__INFORMATION SHOWN__:
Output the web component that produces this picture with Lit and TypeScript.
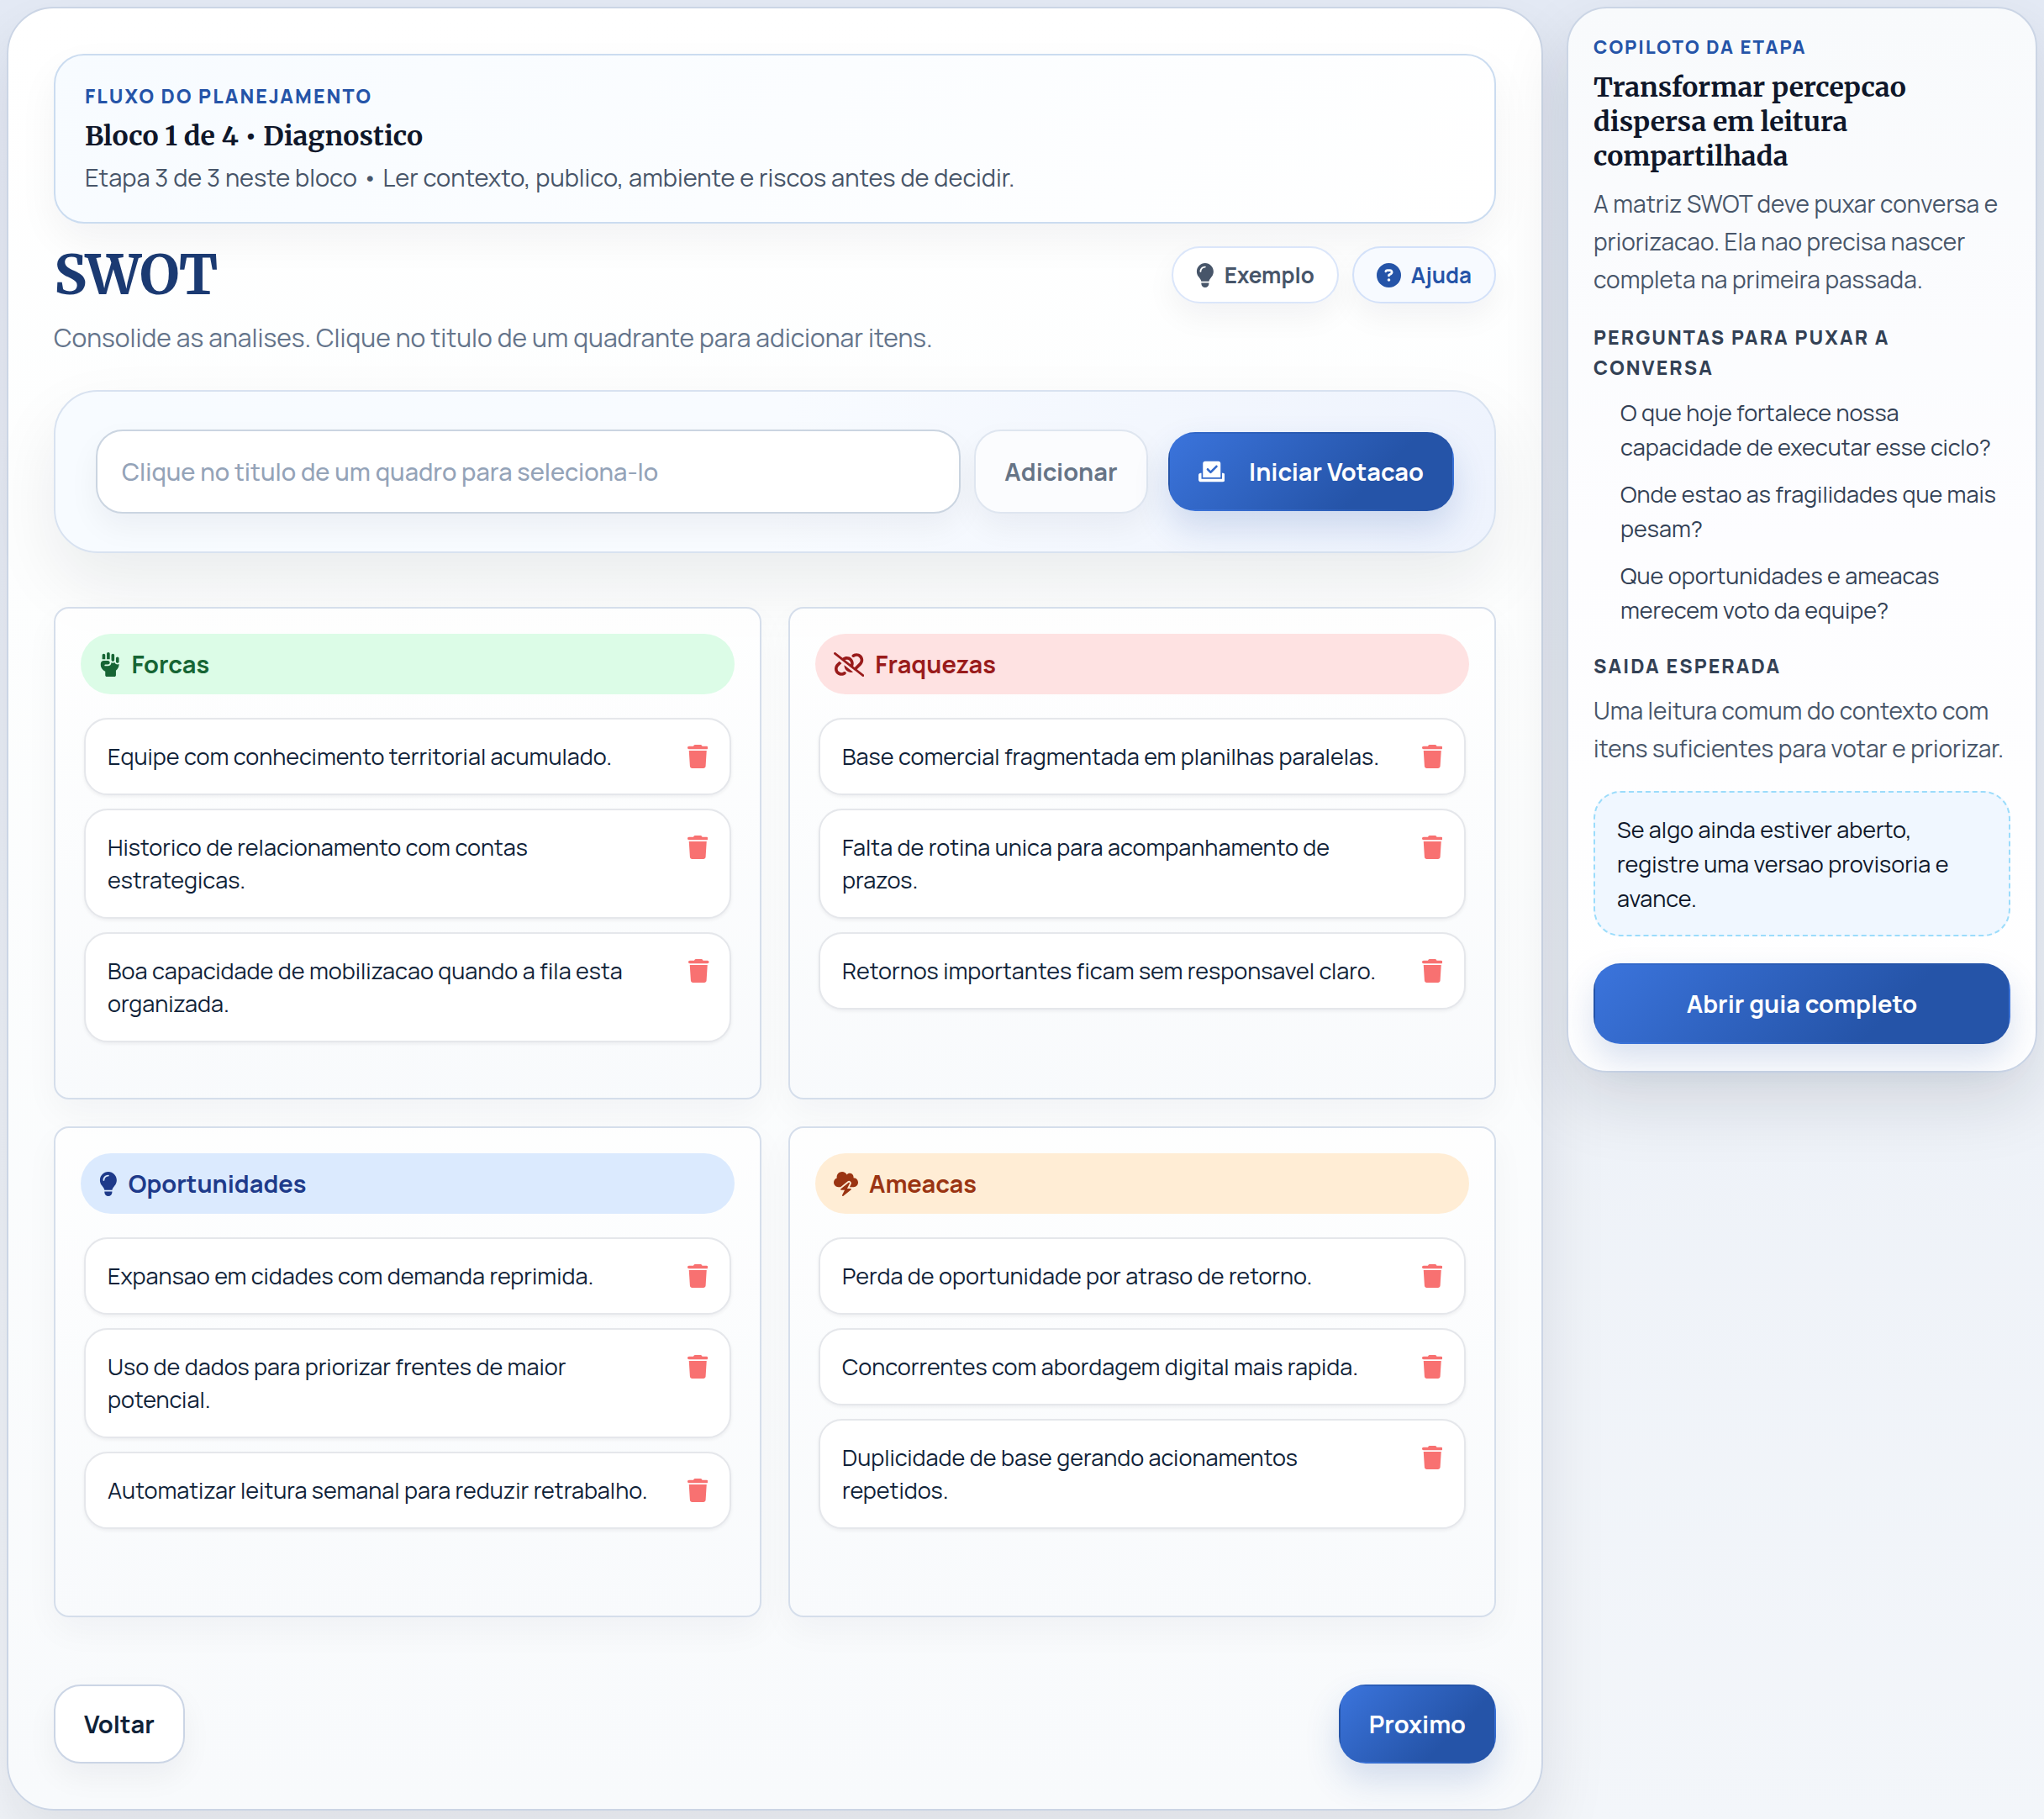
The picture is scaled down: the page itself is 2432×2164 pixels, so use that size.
import { LitElement, html, css, svg } from "lit";
import { customElement, property, state } from "lit/decorators.js";

type IconName = "bulb" | "help" | "fist" | "unlink" | "storm" | "trash" | "vote";

const ICONS: Record<IconName, { width: number; path: string }> = {
  bulb: { width: 384, path: "M272 384c9.6-31.9 29.5-59.1 49.2-86.2l0 0c5.2-7.1 10.4-14.2 15.4-21.4c19.8-28.5 31.4-63 31.4-100.3C368 78.8 289.2 0 192 0S16 78.8 16 176c0 37.3 11.6 71.9 31.4 100.3c5 7.2 10.2 14.3 15.4 21.4l0 0c19.8 27.1 39.7 54.4 49.2 86.2H272zM192 512c44.2 0 80-35.8 80-80V416H112v16c0 44.2 35.8 80 80 80zM112 176c0 8.8-7.2 16-16 16s-16-7.2-16-16c0-61.9 50.1-112 112-112c8.8 0 16 7.2 16 16s-7.2 16-16 16c-44.2 0-80 35.8-80 80z" },
  help: { width: 512, path: "M256 512A256 256 0 1 0 256 0a256 256 0 1 0 0 512zM169.8 165.3c7.9-22.3 29.1-37.3 52.8-37.3h58.3c34.9 0 63.1 28.3 63.1 63.1c0 22.6-12.1 43.5-31.7 54.8L280 264.4c-.2 13-10.9 23.6-24 23.6c-13.3 0-24-10.7-24-24V250.5c0-8.6 4.6-16.5 12.1-20.8l44.3-25.4c4.7-2.7 7.6-7.7 7.6-13.1c0-8.4-6.8-15.1-15.1-15.1H222.6c-3.4 0-6.4 2.1-7.5 5.3l-.4 1.2c-4.4 12.5-18.2 19-30.6 14.6s-19-18.2-14.6-30.6l.4-1.2zM224 352a32 32 0 1 1 64 0 32 32 0 1 1 -64 0z" },
  fist: { width: 448, path: "M192 0c17.7 0 32 14.3 32 32V144H160V32c0-17.7 14.3-32 32-32zM64 64c0-17.7 14.3-32 32-32s32 14.3 32 32v80H64V64zm192 0c0-17.7 14.3-32 32-32s32 14.3 32 32v96c0 17.7-14.3 32-32 32s-32-14.3-32-32V64zm96 64c0-17.7 14.3-32 32-32s32 14.3 32 32v64c0 17.7-14.3 32-32 32s-32-14.3-32-32V128zm-96 88l0-.6c9.4 5.4 20.3 8.6 32 8.6c13.2 0 25.4-4 35.6-10.8c8.7 24.9 32.5 42.8 60.4 42.8c11.7 0 22.6-3.1 32-8.6V256c0 52.3-25.1 98.8-64 128v96c0 17.7-14.3 32-32 32H160c-17.7 0-32-14.3-32-32V401.6c-17.3-7.9-33.2-18.8-46.9-32.5L69.5 357.5C45.5 333.5 32 300.9 32 267V240c0-35.3 28.7-64 64-64h88c22.1 0 40 17.9 40 40s-17.9 40-40 40H128c-8.8 0-16 7.2-16 16s7.2 16 16 16h56c39.8 0 72-32.2 72-72z" },
  unlink: { width: 640, path: "M38.8 5.1C28.4-3.1 13.3-1.2 5.1 9.2S-1.2 34.7 9.2 42.9l592 464c10.4 8.2 25.5 6.3 33.7-4.1s6.3-25.5-4.1-33.7L489.3 358.2l90.5-90.5c56.5-56.5 56.5-148 0-204.5c-50-50-128.8-56.5-186.3-15.4l-1.6 1.1c-14.4 10.3-17.7 30.3-7.4 44.6s30.3 17.7 44.6 7.4l1.6-1.1c32.1-22.9 76-19.3 103.8 8.6c31.5 31.5 31.5 82.5 0 114l-96 96-31.9-25C430.9 239.6 420.1 175.1 377 132c-52.2-52.3-134.5-56.2-191.3-11.7L38.8 5.1zM239 162c30.1-14.9 67.7-9.9 92.8 15.3c20 20 27.5 48.3 21.7 74.5L239 162zM406.6 416.4L220.9 270c-2.1 39.8 12.2 80.1 42.2 110c38.9 38.9 94.4 51 143.6 36.3zm-290-228.5L60.2 244.3c-56.5 56.5-56.5 148 0 204.5c50 50 128.8 56.5 186.3 15.4l1.6-1.1c14.4-10.3 17.7-30.3 7.4-44.6s-30.3-17.7-44.6-7.4l-1.6 1.1c-32.1 22.9-76 19.3-103.8-8.6C74 372 74 321 105.5 289.5l61.8-61.8-50.6-39.9z" },
  storm: { width: 512, path: "M0 224c0 53 43 96 96 96h47.2L290 202.5c17.6-14.1 42.6-14 60.2 .2s22.8 38.6 12.8 58.8L333.7 320H352h64c53 0 96-43 96-96s-43-96-96-96c-.5 0-1.1 0-1.6 0c1.1-5.2 1.6-10.5 1.6-16c0-44.2-35.8-80-80-80c-24.3 0-46.1 10.9-60.8 28C256.5 24.3 219.1 0 176 0C114.1 0 64 50.1 64 112c0 7.1 .7 14.1 1.9 20.8C27.6 145.4 0 181.5 0 224zm330.1 3.6c-5.8-4.7-14.2-4.7-20.1-.1l-160 128c-5.3 4.2-7.4 11.4-5.1 17.8s8.3 10.7 15.1 10.7h70.1L177.7 488.8c-3.4 6.7-1.6 14.9 4.3 19.6s14.2 4.7 20.1 .1l160-128c5.3-4.2 7.4-11.4 5.1-17.8s-8.3-10.7-15.1-10.7H281.9l52.4-104.8c3.4-6.7 1.6-14.9-4.3-19.6z" },
  trash: { width: 448, path: "M135.2 17.7L128 32H32C14.3 32 0 46.3 0 64S14.3 96 32 96H416c17.7 0 32-14.3 32-32s-14.3-32-32-32H320l-7.2-14.3C307.4 6.8 296.3 0 284.2 0H163.8c-12.1 0-23.2 6.8-28.6 17.7zM416 128H32L53.2 467c1.6 25.3 22.6 45 47.9 45H346.9c25.3 0 46.3-19.7 47.9-45L416 128z" },
  vote: { width: 576, path: "M96 80c0-26.5 21.5-48 48-48H432c26.5 0 48 21.5 48 48V384H96V80zm313 47c-9.4-9.4-24.6-9.4-33.9 0l-111 111-47-47c-9.4-9.4-24.6-9.4-33.9 0s-9.4 24.6 0 33.9l64 64c9.4 9.4 24.6 9.4 33.9 0L409 161c9.4-9.4 9.4-24.6 0-33.9zM0 336c0-26.5 21.5-48 48-48H64V416H512V288h16c26.5 0 48 21.5 48 48v96c0 26.5-21.5 48-48 48H48c-26.5 0-48-21.5-48-48V336z" },
};

const icon = (name: IconName) => html`<svg
  class="icon"
  viewBox="0 0 ${ICONS[name].width} 512"
  aria-hidden="true"
>${svg`<path fill="currentColor" d=${ICONS[name].path}></path>`}</svg>`;

interface Quadrant {
  id: string;
  title: string;
  icon: IconName;
  items: string[];
}

const QUADRANTS: Quadrant[] = [
  {
    id: "forcas",
    title: "Forcas",
    icon: "fist",
    items: [
      "Equipe com conhecimento territorial acumulado.",
      "Historico de relacionamento com contas estrategicas.",
      "Boa capacidade de mobilizacao quando a fila esta organizada.",
    ],
  },
  {
    id: "fraquezas",
    title: "Fraquezas",
    icon: "unlink",
    items: [
      "Base comercial fragmentada em planilhas paralelas.",
      "Falta de rotina unica para acompanhamento de prazos.",
      "Retornos importantes ficam sem responsavel claro.",
    ],
  },
  {
    id: "oportunidades",
    title: "Oportunidades",
    icon: "bulb",
    items: [
      "Expansao em cidades com demanda reprimida.",
      "Uso de dados para priorizar frentes de maior potencial.",
      "Automatizar leitura semanal para reduzir retrabalho.",
    ],
  },
  {
    id: "ameacas",
    title: "Ameacas",
    icon: "storm",
    items: [
      "Perda de oportunidade por atraso de retorno.",
      "Concorrentes com abordagem digital mais rapida.",
      "Duplicidade de base gerando acionamentos repetidos.",
    ],
  },
];

const shared = css`
  * {
    box-sizing: border-box;
  }
  h1,
  h2,
  h3,
  p,
  ul {
    margin: 0;
    padding: 0;
  }
  ul {
    list-style: none;
  }
  button {
    font-family: inherit;
    cursor: pointer;
  }
  .icon {
    display: block;
    flex: none;
    height: 29px;
    width: auto;
  }
  .eyebrow {
    color: #2554a8;
    font-size: 23px;
    font-weight: 800;
    line-height: 36px;
    letter-spacing: 0.09em;
    text-transform: uppercase;
  }
  .title {
    margin-top: 10px;
    color: #0f172a;
    font-family: Merriweather, "Noto Serif", "DejaVu Serif", serif;
    font-size: 32px;
    font-weight: 700;
    line-height: 41px;
  }
  .btn {
    display: inline-flex;
    align-items: center;
    justify-content: center;
    gap: 29px;
    padding: 0 34px;
    height: 94px;
    border: 2px solid #cbd5e5;
    border-radius: 32px;
    background: #fff;
    color: #0f2238;
    font-size: 29px;
    font-weight: 700;
    white-space: nowrap;
    box-shadow: 0 16px 36px rgba(15, 23, 42, 0.05);
  }
  .btn.primary {
    border-color: transparent;
    background: linear-gradient(135deg, #3b74dc 0%, #2554a8 70%);
    color: #fff;
    box-shadow: 0 20px 40px rgba(37, 84, 168, 0.18);
  }
  .btn .icon {
    height: 28px;
  }
`;

@customElement("swot-quadrant")
export class SwotQuadrant extends LitElement {
  @property({ attribute: false }) data!: Quadrant;

  static styles = [
    shared,
    css`
      :host {
        display: block;
        min-height: 584px;
        padding: 30px 30px 66px;
        border: 2px solid #d5deeb;
        border-radius: 18px;
        background: linear-gradient(180deg, rgba(255, 255, 255, 0.7), rgba(248, 250, 252, 0.9));
        box-shadow: 0 16px 40px rgba(15, 23, 42, 0.04);
      }
      .heading {
        display: flex;
        align-items: center;
        gap: 13px;
        width: 100%;
        height: 72px;
        padding: 0 22px;
        border: 0;
        border-radius: 36px;
        font-size: 29px;
        font-weight: 700;
      }
      .forcas {
        background: #dcfce7;
        color: #166534;
      }
      .fraquezas {
        background: #fee2e2;
        color: #991b1b;
      }
      .oportunidades {
        background: #dbeafe;
        color: #1e3a8a;
      }
      .ameacas {
        background: #ffedd5;
        color: #9a3412;
      }
      .list {
        display: flex;
        flex-direction: column;
        gap: 16px;
        padding: 28px 4px 0;
      }
      .item {
        display: flex;
        align-items: flex-start;
        justify-content: space-between;
        gap: 36px;
        padding: 24px 26px 25px;
        border: 2px solid #e5e7eb;
        border-radius: 28px;
        background: #fff;
        color: #0f2238;
        font-size: 27px;
        line-height: 39px;
        box-shadow: 0 2px 4px rgba(15, 23, 42, 0.06);
      }
      .remove {
        display: grid;
        place-items: center;
        height: 39px;
        padding: 0;
        border: 0;
        background: none;
        color: #f87171;
      }
      .remove .icon {
        height: 28px;
      }
    `,
  ];

  render() {
    const { id, title, items } = this.data;
    return html`
      <h3><button class="heading ${id}" type="button">${icon(this.data.icon)}${title}</button></h3>
      <ul class="list">
        ${items.map(
          (text) => html`<li class="item">
            <span>${text}</span>
            <button class="remove" type="button" aria-label="Remover">${icon("trash")}</button>
          </li>`,
        )}
      </ul>
    `;
  }
}

@customElement("step-copilot")
export class StepCopilot extends LitElement {
  static styles = [
    shared,
    css`
      :host {
        display: block;
        padding: 28px 30px 32px;
        border: 2px solid #cbd5e5;
        border-radius: 48px;
        background: linear-gradient(180deg, #f8fafc, #fdfdff 50%, #fff);
        box-shadow: 0 36px 80px rgba(15, 23, 42, 0.12);
      }
      .lead-in {
        font-size: 22px;
      }
      .text {
        margin-top: 13px;
        color: #475569;
        font-size: 28px;
        line-height: 45px;
      }
      .section {
        margin-top: 28px;
        color: #334155;
      }
      .questions {
        display: flex;
        flex-direction: column;
        gap: 15px;
        margin-top: 15px;
        padding-left: 32px;
        color: #334155;
        font-size: 27px;
        line-height: 41px;
      }
      .note {
        margin-top: 28px;
        padding: 23px 26px;
        border: 2px dashed #9bdcfb;
        border-radius: 32px;
        background: #f0f7ff;
        color: #0f172a;
        font-size: 27px;
        line-height: 41px;
      }
      .guide {
        width: 100%;
        height: 96px;
        margin-top: 32px;
      }
    `,
  ];

  render() {
    return html`
      <p class="eyebrow lead-in">Copiloto da etapa</p>
      <h2 class="title">Transformar percepcao dispersa em leitura compartilhada</h2>
      <p class="text">A matriz SWOT deve puxar conversa e priorizacao. Ela nao precisa nascer completa na primeira passada.</p>
      <h3 class="eyebrow section">Perguntas para puxar a conversa</h3>
      <ul class="questions">
        <li>O que hoje fortalece nossa capacidade de executar esse ciclo?</li>
        <li>Onde estao as fragilidades que mais pesam?</li>
        <li>Que oportunidades e ameacas merecem voto da equipe?</li>
      </ul>
      <h3 class="eyebrow section">Saida esperada</h3>
      <p class="text">Uma leitura comum do contexto com itens suficientes para votar e priorizar.</p>
      <p class="note">Se algo ainda estiver aberto, registre uma versao provisoria e avance.</p>
      <button class="btn primary guide" type="button">Abrir guia completo</button>
    `;
  }
}

@customElement("app-root")
export class AppRoot extends LitElement {
  @state() private draft = "";

  static styles = [
    shared,
    css`
      :host {
        display: grid;
        grid-template-columns: minmax(0, 1fr) 560px;
        align-items: start;
        gap: 28px;
        min-height: 100vh;
        padding: 8px 8px 10px;
        background: linear-gradient(180deg, #e4eaf5, #eef2f8 60%, #f3f6fa);
        font-family: Manrope, Inter, "Open Sans", sans-serif;
      }
      .board {
        padding: 54px;
        border: 2px solid #cbd5e5;
        border-radius: 56px;
        background: linear-gradient(180deg, #fff, #fdfefe 30%, #f8fafc);
        box-shadow: 0 36px 80px rgba(15, 23, 42, 0.1);
      }
      .flow {
        padding: 30px 35px;
        border: 2px solid #cbdcf0;
        border-radius: 36px;
        background: linear-gradient(135deg, #f7fbff, #fff);
        box-shadow: 0 20px 48px rgba(15, 23, 42, 0.05);
      }
      .flow-text {
        margin-top: 6px;
        color: #475569;
        font-size: 29px;
        line-height: 45px;
      }
      .head {
        display: flex;
        align-items: center;
        justify-content: space-between;
        margin-top: 24px;
      }
      .name {
        color: #1b3a72;
        font-family: Merriweather, "Noto Serif", "DejaVu Serif", serif;
        font-size: 65px;
        font-weight: 700;
        line-height: 74px;
        letter-spacing: -0.02em;
      }
      .actions {
        display: flex;
        gap: 16px;
      }
      .pill {
        display: inline-flex;
        align-items: center;
        gap: 12px;
        height: 68px;
        padding: 0 27px;
        border: 2px solid #dbe6fa;
        border-radius: 34px;
        background: #fff;
        color: #475569;
        font-size: 26px;
        font-weight: 700;
        box-shadow: 0 16px 36px rgba(15, 23, 42, 0.05);
      }
      .pill.help {
        border-color: #d3e1f9;
        background: #f7faff;
        color: #2554a8;
      }
      .lead {
        margin-top: 14px;
        color: #64748b;
        font-size: 30px;
        line-height: 48px;
      }
      .composer {
        display: flex;
        align-items: center;
        gap: 24px;
        margin-top: 38px;
        padding: 45px 48px;
        border: 2px solid #d8e2f0;
        border-radius: 52px;
        background: linear-gradient(100deg, #f7fbff, #f8fbff 50%, #eef3fd);
        box-shadow: 0 36px 80px rgba(15, 23, 42, 0.08);
      }
      .entry {
        display: flex;
        flex: 1;
        gap: 16px;
        min-width: 0;
      }
      .field {
        flex: 1;
        min-width: 0;
        height: 100px;
        padding: 0 29px;
        border: 2px solid #cbd5e1;
        border-radius: 32px;
        background: #fff;
        font: inherit;
        font-size: 29px;
        font-weight: 500;
        color: #0f172a;
        box-shadow: 0 16px 36px rgba(15, 23, 42, 0.05);
      }
      .field::placeholder {
        color: #94a3b8;
        opacity: 1;
      }
      .entry .btn {
        height: 100px;
        border-color: #dfe6f0;
        background: #fbfcfe;
        color: #667486;
      }
      .quadrants {
        display: grid;
        grid-template-columns: repeat(2, minmax(0, 1fr));
        gap: 32px;
        margin-top: 64px;
      }
      .footer {
        display: flex;
        justify-content: space-between;
        margin-top: 80px;
      }
    `,
  ];

  render() {
    return html`
      <main class="board">
        <section class="flow">
          <p class="eyebrow">Fluxo do planejamento</p>
          <h2 class="title">Bloco 1 de 4 • Diagnostico</h2>
          <p class="flow-text">Etapa 3 de 3 neste bloco • Ler contexto, publico, ambiente e riscos antes de decidir.</p>
        </section>
        <header class="head">
          <h1 class="name">SWOT</h1>
          <div class="actions">
            <button class="pill" type="button">${icon("bulb")}Exemplo</button>
            <button class="pill help" type="button">${icon("help")}Ajuda</button>
          </div>
        </header>
        <p class="lead">Consolide as analises. Clique no titulo de um quadrante para adicionar itens.</p>
        <section class="composer">
          <div class="entry">
            <input
              class="field"
              type="text"
              aria-label="Novo item"
              placeholder="Clique no titulo de um quadro para seleciona-lo"
              .value=${this.draft}
              @input=${(e: Event) => (this.draft = (e.target as HTMLInputElement).value)}
            />
            <button class="btn" type="button">Adicionar</button>
          </div>
          <button class="btn primary" type="button">${icon("vote")}Iniciar Votacao</button>
        </section>
        <section class="quadrants">
          ${QUADRANTS.map((q) => html`<swot-quadrant .data=${q}></swot-quadrant>`)}
        </section>
        <footer class="footer">
          <button class="btn" type="button">Voltar</button>
          <button class="btn primary" type="button">Proximo</button>
        </footer>
      </main>
      <aside><step-copilot></step-copilot></aside>
    `;
  }
}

__EXERCISE DETAILS__:
Collect the lines of the data that carry the word "picture".

__ANSWER FOR THE TASK__:
Output the web component that produces this picture with Lit and TypeScript.
The picture is scaled down: the page itself is 2432×2164 pixels, so use that size.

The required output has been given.